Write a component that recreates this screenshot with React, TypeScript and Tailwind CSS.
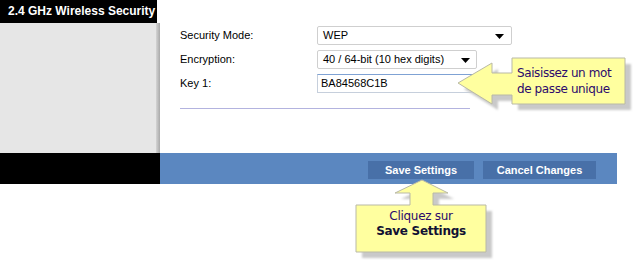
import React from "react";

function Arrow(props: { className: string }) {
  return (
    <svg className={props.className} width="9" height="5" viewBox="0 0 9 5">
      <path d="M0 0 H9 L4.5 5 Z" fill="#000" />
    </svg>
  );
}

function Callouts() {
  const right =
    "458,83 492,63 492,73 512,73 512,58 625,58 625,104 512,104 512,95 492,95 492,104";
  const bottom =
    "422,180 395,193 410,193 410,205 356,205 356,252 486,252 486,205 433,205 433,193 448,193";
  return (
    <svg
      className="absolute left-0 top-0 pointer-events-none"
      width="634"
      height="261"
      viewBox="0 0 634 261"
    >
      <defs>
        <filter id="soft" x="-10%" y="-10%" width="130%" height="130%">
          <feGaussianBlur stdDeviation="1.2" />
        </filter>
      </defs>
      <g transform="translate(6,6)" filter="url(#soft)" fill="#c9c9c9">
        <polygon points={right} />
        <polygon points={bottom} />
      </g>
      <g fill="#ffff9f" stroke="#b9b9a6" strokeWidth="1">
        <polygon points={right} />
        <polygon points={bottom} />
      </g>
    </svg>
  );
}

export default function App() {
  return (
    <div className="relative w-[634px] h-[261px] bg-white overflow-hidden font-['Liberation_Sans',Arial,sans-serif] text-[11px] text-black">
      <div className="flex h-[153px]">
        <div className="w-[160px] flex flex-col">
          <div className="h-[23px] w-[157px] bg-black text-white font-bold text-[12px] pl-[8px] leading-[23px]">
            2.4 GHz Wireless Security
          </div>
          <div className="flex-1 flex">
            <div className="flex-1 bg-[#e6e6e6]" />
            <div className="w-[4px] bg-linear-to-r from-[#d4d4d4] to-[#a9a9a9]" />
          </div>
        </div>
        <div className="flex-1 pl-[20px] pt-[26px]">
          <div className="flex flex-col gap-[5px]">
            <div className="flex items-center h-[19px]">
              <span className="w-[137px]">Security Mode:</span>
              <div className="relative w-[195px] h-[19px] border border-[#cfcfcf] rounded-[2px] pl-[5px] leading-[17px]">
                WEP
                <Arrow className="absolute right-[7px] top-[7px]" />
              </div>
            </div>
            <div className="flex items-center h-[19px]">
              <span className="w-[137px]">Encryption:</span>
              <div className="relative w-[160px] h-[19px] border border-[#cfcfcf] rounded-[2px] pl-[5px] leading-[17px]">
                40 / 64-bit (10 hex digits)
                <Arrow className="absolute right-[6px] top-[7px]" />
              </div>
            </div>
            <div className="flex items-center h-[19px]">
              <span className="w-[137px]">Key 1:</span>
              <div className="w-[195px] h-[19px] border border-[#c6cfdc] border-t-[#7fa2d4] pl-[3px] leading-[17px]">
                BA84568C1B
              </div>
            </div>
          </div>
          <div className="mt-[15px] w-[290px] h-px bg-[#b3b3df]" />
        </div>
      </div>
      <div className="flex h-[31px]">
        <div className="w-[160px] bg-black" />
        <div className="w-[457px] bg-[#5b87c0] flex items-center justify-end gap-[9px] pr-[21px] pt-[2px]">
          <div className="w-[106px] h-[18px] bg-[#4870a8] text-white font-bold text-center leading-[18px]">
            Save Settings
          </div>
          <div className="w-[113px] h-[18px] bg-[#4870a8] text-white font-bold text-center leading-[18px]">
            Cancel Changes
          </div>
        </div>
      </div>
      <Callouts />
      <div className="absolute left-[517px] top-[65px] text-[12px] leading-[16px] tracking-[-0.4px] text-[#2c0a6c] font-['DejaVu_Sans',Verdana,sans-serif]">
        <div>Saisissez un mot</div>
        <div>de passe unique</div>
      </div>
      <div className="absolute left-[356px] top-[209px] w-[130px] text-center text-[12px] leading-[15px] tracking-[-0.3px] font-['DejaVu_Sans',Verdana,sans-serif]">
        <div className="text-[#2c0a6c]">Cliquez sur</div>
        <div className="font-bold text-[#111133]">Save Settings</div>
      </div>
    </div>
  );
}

Given instruction – Copy the data exactly. Any picture it contains is to be omitted.

Final result –
Write a component that recreates this screenshot with React, TypeScript and Tailwind CSS.
import React from "react";

function Arrow(props: { className: string }) {
  return (
    <svg className={props.className} width="9" height="5" viewBox="0 0 9 5">
      <path d="M0 0 H9 L4.5 5 Z" fill="#000" />
    </svg>
  );
}

function Callouts() {
  const right =
    "458,83 492,63 492,73 512,73 512,58 625,58 625,104 512,104 512,95 492,95 492,104";
  const bottom =
    "422,180 395,193 410,193 410,205 356,205 356,252 486,252 486,205 433,205 433,193 448,193";
  return (
    <svg
      className="absolute left-0 top-0 pointer-events-none"
      width="634"
      height="261"
      viewBox="0 0 634 261"
    >
      <defs>
        <filter id="soft" x="-10%" y="-10%" width="130%" height="130%">
          <feGaussianBlur stdDeviation="1.2" />
        </filter>
      </defs>
      <g transform="translate(6,6)" filter="url(#soft)" fill="#c9c9c9">
        <polygon points={right} />
        <polygon points={bottom} />
      </g>
      <g fill="#ffff9f" stroke="#b9b9a6" strokeWidth="1">
        <polygon points={right} />
        <polygon points={bottom} />
      </g>
    </svg>
  );
}

export default function App() {
  return (
    <div className="relative w-[634px] h-[261px] bg-white overflow-hidden font-['Liberation_Sans',Arial,sans-serif] text-[11px] text-black">
      <div className="flex h-[153px]">
        <div className="w-[160px] flex flex-col">
          <div className="h-[23px] w-[157px] bg-black text-white font-bold text-[12px] pl-[8px] leading-[23px]">
            2.4 GHz Wireless Security
          </div>
          <div className="flex-1 flex">
            <div className="flex-1 bg-[#e6e6e6]" />
            <div className="w-[4px] bg-linear-to-r from-[#d4d4d4] to-[#a9a9a9]" />
          </div>
        </div>
        <div className="flex-1 pl-[20px] pt-[26px]">
          <div className="flex flex-col gap-[5px]">
            <div className="flex items-center h-[19px]">
              <span className="w-[137px]">Security Mode:</span>
              <div className="relative w-[195px] h-[19px] border border-[#cfcfcf] rounded-[2px] pl-[5px] leading-[17px]">
                WEP
                <Arrow className="absolute right-[7px] top-[7px]" />
              </div>
            </div>
            <div className="flex items-center h-[19px]">
              <span className="w-[137px]">Encryption:</span>
              <div className="relative w-[160px] h-[19px] border border-[#cfcfcf] rounded-[2px] pl-[5px] leading-[17px]">
                40 / 64-bit (10 hex digits)
                <Arrow className="absolute right-[6px] top-[7px]" />
              </div>
            </div>
            <div className="flex items-center h-[19px]">
              <span className="w-[137px]">Key 1:</span>
              <div className="w-[195px] h-[19px] border border-[#c6cfdc] border-t-[#7fa2d4] pl-[3px] leading-[17px]">
                BA84568C1B
              </div>
            </div>
          </div>
          <div className="mt-[15px] w-[290px] h-px bg-[#b3b3df]" />
        </div>
      </div>
      <div className="flex h-[31px]">
        <div className="w-[160px] bg-black" />
        <div className="w-[457px] bg-[#5b87c0] flex items-center justify-end gap-[9px] pr-[21px] pt-[2px]">
          <div className="w-[106px] h-[18px] bg-[#4870a8] text-white font-bold text-center leading-[18px]">
            Save Settings
          </div>
          <div className="w-[113px] h-[18px] bg-[#4870a8] text-white font-bold text-center leading-[18px]">
            Cancel Changes
          </div>
        </div>
      </div>
      <Callouts />
      <div className="absolute left-[517px] top-[65px] text-[12px] leading-[16px] tracking-[-0.4px] text-[#2c0a6c] font-['DejaVu_Sans',Verdana,sans-serif]">
        <div>Saisissez un mot</div>
        <div>de passe unique</div>
      </div>
      <div className="absolute left-[356px] top-[209px] w-[130px] text-center text-[12px] leading-[15px] tracking-[-0.3px] font-['DejaVu_Sans',Verdana,sans-serif]">
        <div className="text-[#2c0a6c]">Cliquez sur</div>
        <div className="font-bold text-[#111133]">Save Settings</div>
      </div>
    </div>
  );
}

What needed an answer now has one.